Eine Riesenentedeckung

Mit Jennys immer drängenderer Sinnfrage dringt auch der Film in stetig ernstere Gefilde vor. Und in diesen erweisen sich Hornby und Scherfig als nicht minder beschlagen als zuvor, wo vornehmlich noch drauflosgescherzt und abgeschwärmt wurde. So wird wie schon zwischen den Buchdeckeln auch hier evident, dass sich Hornby zusehends im Genre der Tragikomödie heimisch fühlt. Scherfig wiederum zaubert nicht nur eine dichte Atmosphäre und einige tolle Einzelaufnahmen auf die Leinwand; obendrein drückt die Dänin all die richtigen Knöpfe, und dies zur richtigen Zeit und im richtigen Rhythmus. Doch genug von Autor und Regisseurin. Dieser trotz Klischees nie schale Film übers Erwachsenwerden hat noch etwas anderes Gewichtiges zu bieten, namentlich eine spektakuläre schauspielerische Entdeckung.
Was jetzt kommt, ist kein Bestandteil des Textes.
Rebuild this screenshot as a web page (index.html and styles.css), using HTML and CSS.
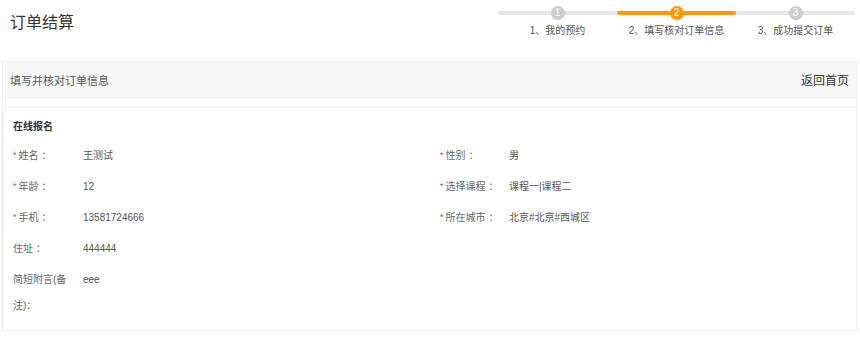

Carey Mulligan heisst diese, ist 24-jährig, wie Hornby für den Oscar nominiert, und ihre Performance ist in eine Reihe zu stellen mit jenen naturgewaltigen von Audrey Tautou in «Amélie», Ellen Page in «Juno» oder Sally Hawkins in «Happy-Go-Lucky». Letztere hat hier übrigens auch einen kurzen Auftritt und ist wie die fantastischen Alfred Molina und Rosamunde Pike Mitglied eines Ensembles, das nicht den geringsten Teil zum grandiosen Gelingen des neusten Nick-Hornby-Projekts beisteuert.